> **Instructions to follow**
Gather all lines in the entries below that include the word "this".

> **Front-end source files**
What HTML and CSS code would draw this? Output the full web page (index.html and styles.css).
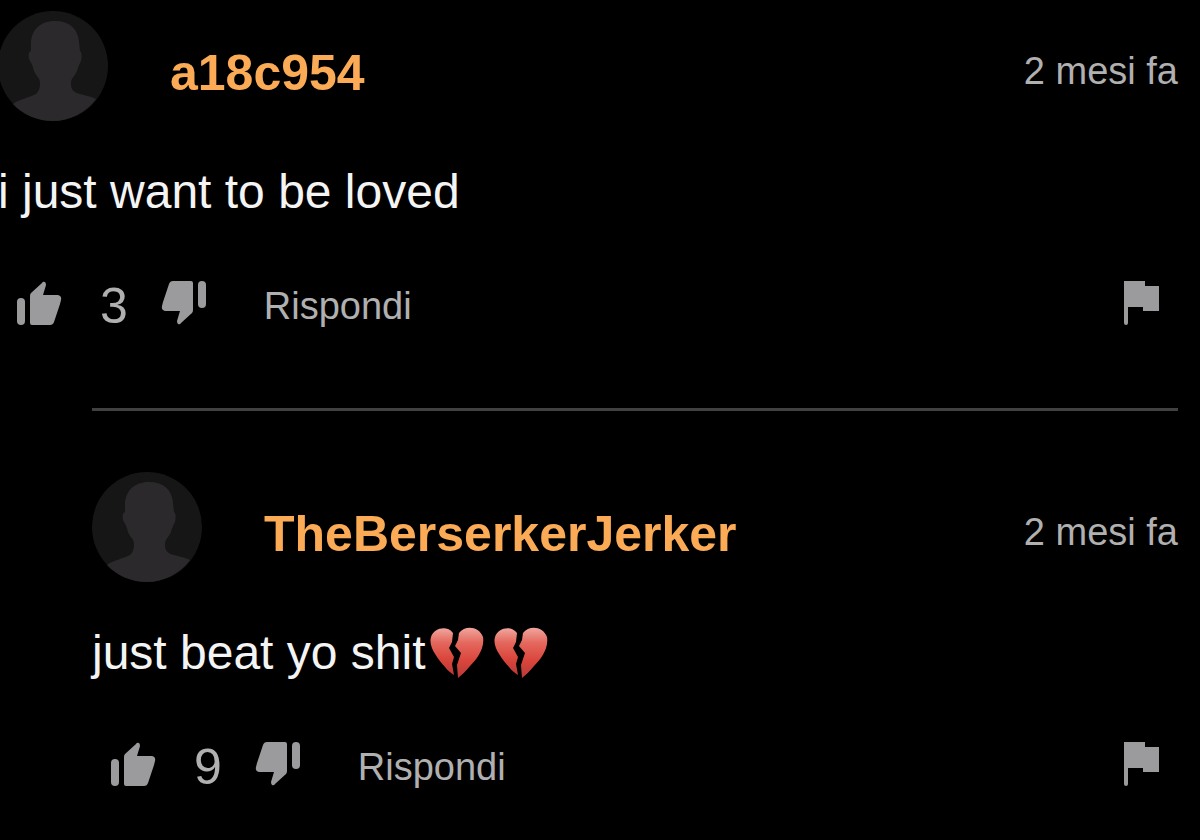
FILE: index.html
```html
<!DOCTYPE html>
<html lang="it">
<head>
    <meta charset="UTF-8">
    <meta name="viewport" content="width=device-width, initial-scale=1.0">
    <title>Commenti</title>
    <link rel="stylesheet" href="styles.css">
</head>
<body>
    <!-- Shared icons -->
    <svg class="sprite" aria-hidden="true">
        <defs>
            <symbol id="avatar" viewBox="0 0 110 110">
                <circle class="avatar-bg" cx="55" cy="55" r="55"/>
                <path class="avatar-figure" d="M57 10C42 10 34 19 33 31L33 40C30 41 30 46 32 50C34 53 35 56 36 60C38 65 42 67 42 72C42 77 41 80 38 83C31 87 21 88 15 93C25 104 40 110 55 110C71 110 88 102 98 88C92 85 84 84 79 82C74 80 73 77 73 72C73 67 77 65 79 60C80 56 81 54 83 50C84 46 84 41 82 40L81 31C80 18 72 10 57 10Z"/>
            </symbol>
            <symbol id="thumb" viewBox="0 0 46 46">
                <rect x="1" y="18" width="8" height="27" rx="4"/>
                <path d="M14 16Q14 14 15 13L26 3Q27 1 29 2Q30 3 30 5L27 15H42Q46 16 45 20L44 24L38 42Q37 45 34 45H16Q14 45 14 43Z"/>
            </symbol>
            <symbol id="flag" viewBox="0 0 36 46">
                <path d="M0 1H21V6H35V31H19V27H4V43Q4 45 2 45Q0 45 0 43Z"/>
            </symbol>
            <linearGradient id="heartFill" x1="0" y1="0" x2="0" y2="1">
                <stop offset="0" stop-color="#f0a69e"/>
                <stop offset="0.3" stop-color="#e4685e"/>
                <stop offset="0.65" stop-color="#da463c"/>
                <stop offset="1" stop-color="#b83a37"/>
            </linearGradient>
            <symbol id="heart" viewBox="0 0 54 52">
                <path fill="url(#heartFill)" d="M23 6C17-2 4 1 1 10C-2 20 8 32 15 40C18 44 21 46 24 48L22 37L24 30L19 21L22 15Z"/>
                <path fill="url(#heartFill)" d="M29 6C35-2 49-1 53 10C55 22 46 33 40 39C36 44 32 48 28 51L27 38L31 26L25 19L28 13Z"/>
            </symbol>
        </defs>
    </svg>

    <main class="thread">
        <article class="comment">
            <header class="comment-header">
                <svg class="avatar" aria-hidden="true"><use href="#avatar"/></svg>
                <a class="username" href="#">a18c954</a>
                <time class="date">2 mesi fa</time>
            </header>
            <p class="message">i just want to be loved</p>
            <div class="actions">
                <button type="button" aria-label="Mi piace"><svg class="icon"><use href="#thumb"/></svg></button>
                <span class="votes">3</span>
                <button type="button" aria-label="Non mi piace"><svg class="icon icon-down"><use href="#thumb"/></svg></button>
                <button type="button" class="reply-button">Rispondi</button>
                <button type="button" class="report" aria-label="Segnala"><svg class="icon icon-flag"><use href="#flag"/></svg></button>
            </div>
        </article>

        <article class="comment reply">
            <header class="comment-header">
                <svg class="avatar" aria-hidden="true"><use href="#avatar"/></svg>
                <a class="username" href="#">TheBerserkerJerker</a>
                <time class="date">2 mesi fa</time>
            </header>
            <p class="message">just beat yo shit<span class="hearts" role="img" aria-label="cuori spezzati"><svg class="heart"><use href="#heart"/></svg><svg class="heart"><use href="#heart"/></svg></span></p>
            <div class="actions">
                <button type="button" aria-label="Mi piace"><svg class="icon"><use href="#thumb"/></svg></button>
                <span class="votes">9</span>
                <button type="button" aria-label="Non mi piace"><svg class="icon icon-down"><use href="#thumb"/></svg></button>
                <button type="button" class="reply-button">Rispondi</button>
                <button type="button" class="report" aria-label="Segnala"><svg class="icon icon-flag"><use href="#flag"/></svg></button>
            </div>
        </article>
    </main>
</body>
</html>
```

FILE: styles.css
```css
:root {
    --background: #000000;
    --name: #fbab55;
    --text: #f4f4f4;
    --muted: #b0b0b0;
    --icon: #9b9b9d;
    --line: #414141;
}

body {
    margin: 0;
    background: var(--background);
    color: var(--text);
    font-family: "Liberation Sans", Arial, sans-serif;
}

.sprite {
    position: absolute;
    width: 0;
    height: 0;
}

/* Thread */
.thread {
    margin-left: -2px;
    padding: 11px 22px 0 0;
}

.reply {
    margin: 73px 0 0 94px;
    padding-top: 61px;
    border-top: 3px solid var(--line);
}

/* Comment header */
.comment-header {
    display: flex;
    align-items: center;
}

.avatar {
    flex: none;
    width: 110px;
    height: 110px;
}

.avatar-bg {
    fill: #161616;
}

.avatar-figure {
    fill: #2b292c;
}

.username {
    margin-left: 62px;
    padding-top: 14px;
    color: var(--name);
    font-size: 50px;
    font-weight: bold;
    line-height: 58px;
    text-decoration: none;
}

.date {
    margin-left: auto;
    padding-top: 10px;
    color: var(--muted);
    font-size: 38px;
    line-height: 44px;
}

/* Message */
.message {
    display: flex;
    align-items: center;
    margin: 43px 0 0;
    font-size: 48px;
    line-height: 56px;
}

.hearts {
    display: flex;
    gap: 10px;
    margin-left: 4px;
}

.heart {
    width: 54px;
    height: 52px;
}

/* Actions */
.actions {
    display: flex;
    align-items: center;
    height: 58px;
    margin-top: 57px;
    padding-left: 18px;
}

button {
    display: flex;
    padding: 0;
    border: none;
    background: none;
    color: var(--muted);
    font-family: inherit;
    cursor: pointer;
}

.icon {
    width: 46px;
    height: 46px;
    margin-bottom: 6px;
    fill: var(--icon);
}

.icon-down {
    transform: rotate(180deg);
}

.icon-flag {
    width: 36px;
}

.votes {
    margin: 0 33px 0 38px;
    color: var(--muted);
    font-size: 50px;
    line-height: 58px;
}

.reply-button {
    margin-left: 57px;
    font-size: 38px;
    line-height: 44px;
}

.report {
    margin-left: auto;
    margin-right: 18px;
}
```
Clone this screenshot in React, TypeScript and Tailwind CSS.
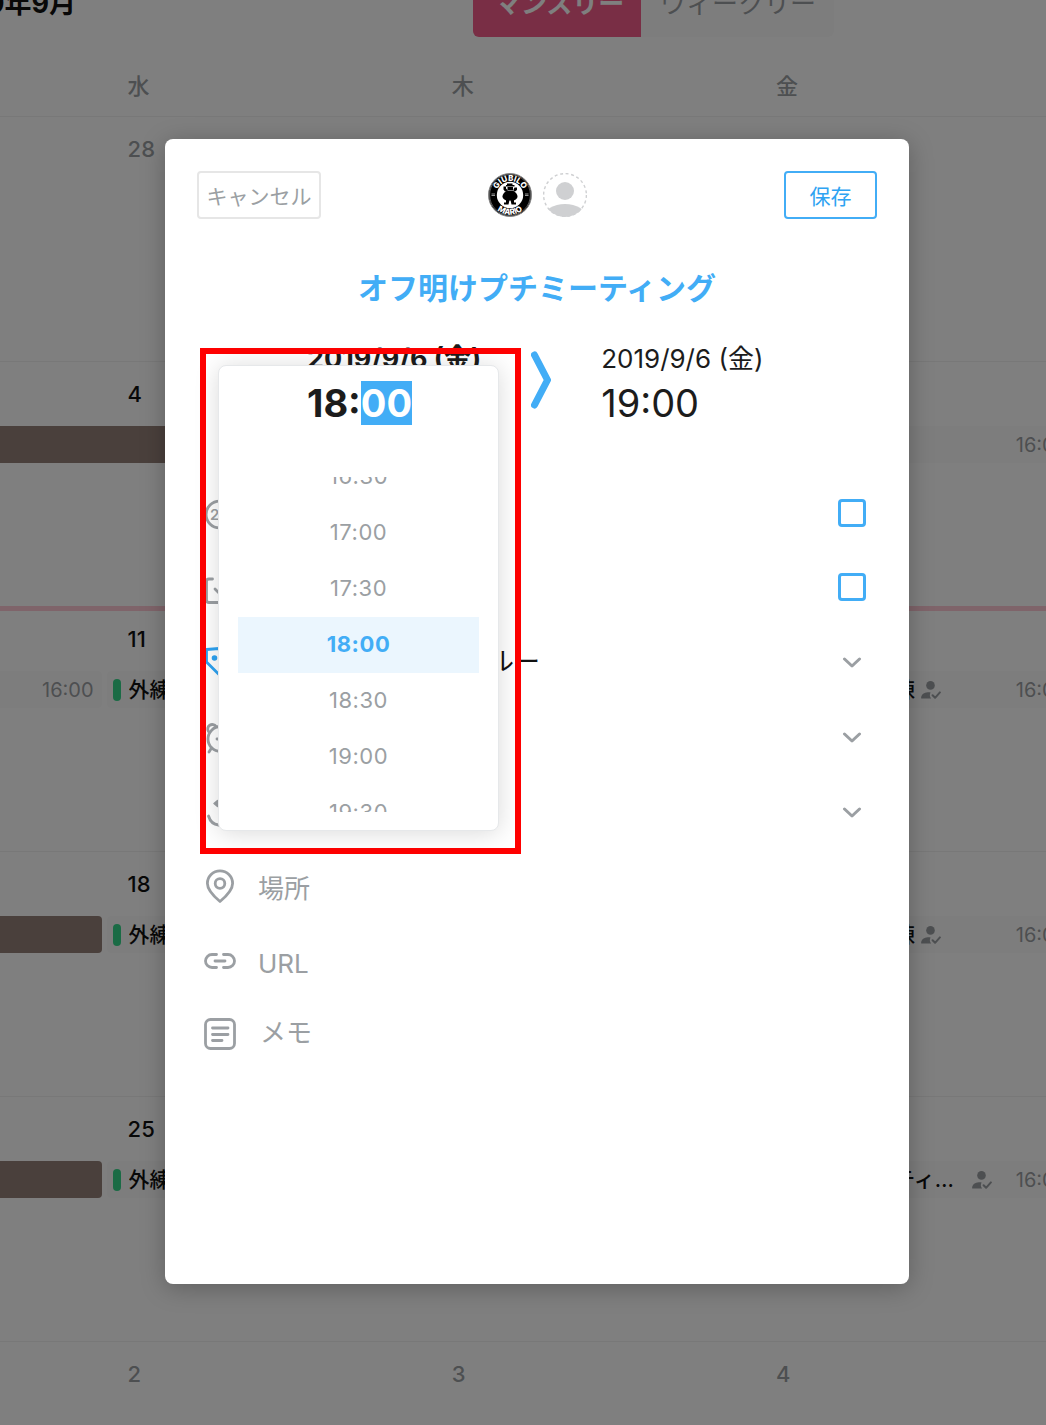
import { useEffect, useRef } from "react";
import type { ReactNode } from "react";

const TIMES = ["16:30", "17:00", "17:30", "18:00", "18:30", "19:00", "19:30"];
const SELECTED_TIME = "18:00";

type Event = { title: string; time: string };
type Week = {
  wed: string;
  thu: string;
  fri: string;
  muted?: boolean;
  today?: boolean;
  lead?: "bar" | "longBar" | "event";
  wedEvent?: Event;
  friEvent?: Event;
};

const WEEKS: Week[] = [
  { wed: "28", thu: "29", fri: "30", muted: true },
  { wed: "4", thu: "5", fri: "6", lead: "longBar", friEvent: { title: "外練", time: "16:00" } },
  {
    wed: "11",
    thu: "12",
    fri: "13",
    today: true,
    lead: "event",
    wedEvent: { title: "外練", time: "16:00" },
    friEvent: { title: "外練: 居残り練", time: "16:00" },
  },
  {
    wed: "18",
    thu: "19",
    fri: "20",
    lead: "bar",
    wedEvent: { title: "外練", time: "16:00" },
    friEvent: { title: "外練: 居残り練", time: "16:00" },
  },
  {
    wed: "25",
    thu: "26",
    fri: "27",
    lead: "bar",
    wedEvent: { title: "外練", time: "16:00" },
    friEvent: { title: "外練後: ミーティング", time: "16:00" },
  },
  { wed: "2", thu: "3", fri: "4", muted: true },
];

const UserCheckIcon = () => (
  <svg viewBox="0 0 20 18" className="h-[18px] w-5 shrink-0" fill="#9b9fa3">
    <circle cx="9.5" cy="4.4" r="4.3" />
    <path d="M.8 17.6c-.6 0-.8-.3-.7-.9.4-3.200 3-5.200 6.600-5.400 1.200-.1 2.200 0 2.900.2-1.100 1.700-1 4.200.5 6.100z" />
    <path d="M11.600 14.200l2.500 2.600 4.800-5.400" fill="none" stroke="#9b9fa3" strokeWidth="2" strokeLinecap="round" strokeLinejoin="round" />
  </svg>
);

const EventCard = ({ event }: { event: Event }) => (
  <div className="mx-0.5 flex h-[37px] items-center gap-2 rounded bg-[#fbfbfb] pr-2 pl-1.5 whitespace-nowrap">
    <span className="h-[22px] w-2 shrink-0 rounded-full bg-[#34d68a]" />
    <div className="flex min-w-0 flex-1 items-center gap-1.5">
      <span className="min-w-0 truncate text-[21px] leading-[37px] font-medium text-[#111]">{event.title}</span>
      <UserCheckIcon />
    </div>
    <span className="ml-4 text-[20px] text-[#9b9fa3]">{event.time}</span>
  </div>
);

const DayCell = ({ day, muted, event }: { day: string; muted?: boolean; event?: Event }) => (
  <div className="min-w-0">
    <div className={`flex h-16 items-center pl-[23px] text-[22px] font-medium ${muted ? "text-[#9b9fa3]" : "text-[#111]"}`}>
      {day}
    </div>
    {event && <EventCard event={event} />}
  </div>
);

const WeekRow = ({ week }: { week: Week }) => (
  <div
    className={`grid h-[245px] shrink-0 grid-cols-[10%_31%_31%_31%] ${
      week.today ? "border-t-[5px] border-[#ffc8d4]" : "border-t border-[#f0f0f0]"
    }`}
  >
    <div className={`pt-16 whitespace-nowrap ${week.today ? "-mt-1" : ""}`}>
      {week.lead === "bar" && <div className="mr-[3px] h-[37px] rounded-r bg-[#948078]" />}
      {week.lead === "longBar" && <div className="-mr-20 h-[37px] bg-[#948078]" />}
      {week.lead === "event" && (
        <div className="mr-[3px] flex h-[37px] items-center justify-end rounded-r bg-[#fbfbfb] pr-2 text-[20px] text-[#9b9fa3]">
          16:00
        </div>
      )}
    </div>
    {[
      { day: week.wed, event: week.wedEvent },
      { day: week.thu },
      { day: week.fri, event: week.friEvent },
    ].map(({ day, event }) => (
      <div key={day} className={`min-w-0 ${week.today ? "-mt-1" : ""}`}>
        <DayCell day={day} muted={week.muted} event={event} />
      </div>
    ))}
  </div>
);

const Calendar = () => (
  <div className="flex min-h-screen flex-col">
    <header className="-mt-[29px] flex h-[66px] items-center">
      <h1 className="flex w-[76px] justify-end text-[27px] font-bold whitespace-nowrap text-[#111]">2019年9月</h1>
      <div className="ml-[38%] flex h-full w-[361px] text-[26px]">
        <button type="button" className="w-[168px] rounded-l-md bg-[#f25c8a] pb-0.5 pl-1 font-bold text-white">
          マンスリー
        </button>
        <button type="button" className="flex-1 rounded-r-md bg-[#fbfbfb] pb-0.5 whitespace-nowrap text-[#9b9fa3]">
          ウィークリー
        </button>
      </div>
    </header>
    <div className="grid h-[79px] grid-cols-[10%_31%_31%_31%] pt-5 text-[22px] leading-[58px] font-medium text-[#9b9fa3]">
      <span />
      <span className="pl-[23px]">水</span>
      <span className="pl-[23px]">木</span>
      <span className="pl-[23px]">金</span>
    </div>
    {WEEKS.map((week) => (
      <WeekRow key={week.wed} week={week} />
    ))}
  </div>
);

const TeamLogo = () => (
  <svg viewBox="0 0 44 44" className="size-11">
    <circle cx="22" cy="22" r="21.500" fill="#000" stroke="#888" />
    <circle cx="22" cy="22" r="20.400" fill="none" stroke="#bbb" strokeWidth=".5" />
    <circle cx="22" cy="22" r="13.200" fill="#fff" />
    <g fill="#000">
      <path d="M19 10.500h5.500v1.500h2v1.500H18V12h1z" />
      <path d="M19.500 14h5.500v3.500h-5.500zM15.500 13.500h2.500v2l1.500 1.500v1.500h-2.500l-1.500-2zM26.500 14.500h2.500v2.500l-2 1.500h-1.500v-2z" />
      <path d="M18.500 18h7c2.500 1.500 4 3.500 4 5.500s-2 3.500-4 4h-7c-2-.5-4-2-4-4s1.500-4 4-5.500z" />
      <path d="M18 27h3.500l-1 4.500h-4.500v-2h2zM22.500 27H26v2.500h2v2h-4.500z" />
    </g>
    <path d="M3.500 21h3.500M3.500 22.500h3.500M37 21h3.500M37 22.500h3.500" stroke="#bbb" strokeWidth=".8" />
    <path id="logo-top" d="M8 22a14 14 0 0 1 28 0" fill="none" />
    <path id="logo-bottom" d="M2.300 22a19.700 19.700 0 0 0 39.400 0" fill="none" />
    <g fill="#fff" fontSize="8" fontWeight="800" textAnchor="middle">
      <text>
        <textPath href="#logo-top" startOffset="50%">GIUBILO</textPath>
      </text>
      <text>
        <textPath href="#logo-bottom" startOffset="50%">MARIO</textPath>
      </text>
    </g>
  </svg>
);

const GuestAvatar = () => (
  <svg viewBox="0 0 44 44" className="size-11">
    <defs>
      <clipPath id="guest">
        <circle cx="22" cy="22" r="22" />
      </clipPath>
    </defs>
    <circle cx="22" cy="22" r="21.400" fill="none" stroke="#cfd0d2" strokeWidth="1.400" strokeDasharray="3 2.600" />
    <circle cx="22" cy="18" r="9" fill="#cfd0d2" />
    <ellipse cx="22" cy="44" rx="21" ry="13" fill="#cfd0d2" clipPath="url(#guest)" />
  </svg>
);

const Icon = ({ children, className = "" }: { children: ReactNode; className?: string }) => (
  <svg
    viewBox="0 0 32 32"
    className={`size-8 shrink-0 overflow-visible ${className}`}
    fill="none"
    stroke="currentColor"
    strokeWidth="2.800"
    strokeLinecap="round"
    strokeLinejoin="round"
  >
    {children}
  </svg>
);

const ICONS = {
  allDay: (
    <Icon>
      <circle cx="15.500" cy="17.500" r="13.400" />
      <text x="6" y="23" fill="currentColor" stroke="none" fontSize="15" fontWeight="600">
        24
      </text>
    </Icon>
  ),
  task: (
    <Icon>
      <path d="M8.500 8H5a2.500 2.500 0 0 0-2.500 2.500V29A2.500 2.500 0 0 0 5 31.500h21a2.500 2.500 0 0 0 2.500-2.500V17M11 18l5.500 5.500L29 9" />
    </Icon>
  ),
  tag: (
    <Icon className="text-[#2ea3f2]">
      <path d="M2.500 3.500L15 2.500 29.500 17 17 30.500 2.500 16z" />
      <circle cx="10.500" cy="12" r="1.400" fill="currentColor" />
    </Icon>
  ),
  alarm: (
    <Icon>
      <circle cx="16.500" cy="18" r="12.500" />
      <path d="M4.500 10.500a4.300 4.300 0 1 1 7.500-5M28.500 10.500a4.300 4.300 0 1 0-7.500-5M7.500 27L5 31M25.500 27l2.500 4M16.500 11v7h-3.500" />
    </Icon>
  ),
  repeat: (
    <Icon>
      <path d="M4.500 20c1.500 5 4.500 8.500 10 9h6c5-.500 8-4 9-9M27.500 13c-1-4-4-5.500-8-5.500h-5" />
      <path d="M13.500 4.500v6l-3.500-3z" fill="currentColor" strokeWidth="1.500" />
    </Icon>
  ),
  place: (
    <Icon>
      <path d="M16 30.500C10 25.500 3.400 19.500 3.400 12.500a12.600 12.600 0 0 1 25.200 0c0 7-6.600 13-12.600 18z" />
      <circle cx="16" cy="12.500" r="4.800" />
    </Icon>
  ),
  link: (
    <Icon>
      <path d="M12.500 8.500H8a6.500 6.500 0 0 0 0 13h4.500M19.500 8.500H24a6.500 6.500 0 0 1 0 13h-4.500M11 15h10" />
    </Icon>
  ),
  memo: (
    <Icon>
      <rect x="1.500" y="1.500" width="29" height="29" rx="5" />
      <path d="M8.500 10h15.500M8.500 16.500h15.500M8.500 22.500h9.500" />
    </Icon>
  ),
};

const CheckRow = ({ id, icon, label }: { id: string; icon: ReactNode; label: string }) => (
  <label htmlFor={id} className="flex h-[74px] items-center gap-[22px]">
    {icon}
    <span className="flex-1">{label}</span>
    <input
      id={id}
      type="checkbox"
      className="mr-[11px] size-7 appearance-none rounded border-[3px] border-[#42adf6] checked:bg-[#42adf6]"
    />
  </label>
);

const MenuRow = ({ icon, label, active }: { icon: ReactNode; label: string; active?: boolean }) => (
  <button type="button" className="flex h-[75px] w-full items-center gap-[22px] text-left">
    {icon}
    <span className={`flex-1 ${active ? "text-[#111]" : ""}`}>{label}</span>
    <svg viewBox="0 0 20 12" className="mr-[15px] h-3 w-5" fill="none" stroke="currentColor" strokeWidth="3" strokeLinecap="round" strokeLinejoin="round">
      <path d="M2.500 3L10 10l7.500-7" />
    </svg>
  </button>
);

const FIELD = "min-w-0 flex-1 bg-transparent outline-none placeholder:text-[#9b9fa3] placeholder:opacity-100";

const TimePicker = () => {
  const inputRef = useRef<HTMLInputElement>(null);

  // the minutes are preselected so they can be typed over at once
  useEffect(() => {
    inputRef.current?.focus({ preventScroll: true });
    inputRef.current?.setSelectionRange(3, 5);
  }, []);

  return (
    <div className="absolute top-2 left-[3px] border-6 border-[#f00] pt-[11px] pr-4 pb-[17px] pl-3">
      <div className="h-[466px] w-[281px] rounded-lg border border-[#e6e8ea] bg-white px-[19px] pt-[15px] shadow-[0_2px_24px_rgba(0,0,0,0.15)]">
        <input
          ref={inputRef}
          aria-label="開始時刻"
          defaultValue={SELECTED_TIME}
          className="ml-[69px] block h-11 w-[140px] text-[38px] leading-[44px] font-bold text-[#1c1c1c] outline-none selection:bg-[#42adf6] selection:text-white"
        />
        <ul className="mt-[52px] flex h-[335px] flex-col justify-center overflow-hidden text-[22px] text-[#9b9fa3]">
          {TIMES.map((time) => (
            <li key={time} className="h-14 shrink-0">
              <button
                type="button"
                className={`h-full w-full tracking-wide ${time === SELECTED_TIME ? "bg-[#ebf6fe] font-bold text-[#42adf6]" : ""}`}
              >
                {time}
              </button>
            </li>
          ))}
        </ul>
      </div>
    </div>
  );
};

const EventDialog = () => (
  <div
    role="dialog"
    aria-label="予定の編集"
    className="min-h-[1145px] rounded-lg bg-white px-8 pt-8 shadow-[0_4px_24px_rgba(0,0,0,0.25)]"
  >
    <div className="grid grid-cols-[1fr_auto_1fr] items-center">
      <button type="button" className="h-12 w-[124px] rounded border-2 border-[#e6e6e6] pt-1 text-[21px] text-[#9b9fa3]">
        キャンセル
      </button>
      <div className="flex gap-[11px]">
        <TeamLogo />
        <GuestAvatar />
      </div>
      <button
        type="button"
        className="h-12 w-[93px] justify-self-end rounded border-2 border-[#42adf6] pt-1 text-[21px] text-[#2ea3f2]"
      >
        保存
      </button>
    </div>

    <h2 className="mt-[47px] text-center text-[30px] leading-[44px] font-bold text-[#42adf6]">
      オフ明けプチミーティング
    </h2>

    <div className="relative mt-[30px] flex h-[136px] gap-[50px] pl-[110px] text-[#1c1c1c]">
      <div className="pt-px text-[27px] leading-[36px] font-bold">2019/9/6 (金)</div>
      <svg viewBox="0 0 20 58" className="mt-[11px] h-[58px] w-5" fill="none" stroke="#42adf6" strokeWidth="7" strokeLinecap="round" strokeLinejoin="round">
        <path d="M3.500 4L16.500 29 3.500 54" />
      </svg>
      <div className="pt-px">
        <div className="text-[26px] leading-[36px]">2019/9/6 (金)</div>
        <div className="text-[38px] leading-[52px]">19:00</div>
      </div>
      <TimePicker />
    </div>

    <div className="pl-[7px] text-[26px] text-[#9b9fa3]">
      <CheckRow id="all-day" icon={ICONS.allDay} label="終日" />
      <CheckRow id="task" icon={ICONS.task} label="タスク" />
      <MenuRow icon={ICONS.tag} label="イベントカラー : ブルー" active />
      <MenuRow icon={ICONS.alarm} label="通知" />
      <MenuRow icon={ICONS.repeat} label="繰り返し" />
      <div className="flex h-[75px] items-center gap-[22px]">
        {ICONS.place}
        <input aria-label="場所" placeholder="場所" className={`pt-1 ${FIELD}`} />
      </div>
      <div className="flex h-[75px] items-center gap-[22px]">
        {ICONS.link}
        <input aria-label="URL" placeholder="URL" className={`pt-1 ${FIELD}`} />
      </div>
      <div className="flex h-[70px] items-center gap-[22px]">
        {ICONS.memo}
        <textarea aria-label="メモ" rows={1} placeholder="メモ" className={`resize-none pb-1 pl-0.5 ${FIELD}`} />
      </div>
    </div>
  </div>
);

export default function App() {
  return (
    <div className="relative h-screen min-h-[1425px] overflow-hidden bg-white font-['Inter','Noto_Sans_CJK_JP',sans-serif]">
      <Calendar />
      <div className="absolute inset-0 bg-black/50 pt-[139px] pr-[137px] pl-[165px]">
        <EventDialog />
      </div>
    </div>
  );
}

> **Exercise answer**
What HTML and CSS code would draw this? Output the full web page (index.html and styles.css).
Clone this screenshot in React, TypeScript and Tailwind CSS.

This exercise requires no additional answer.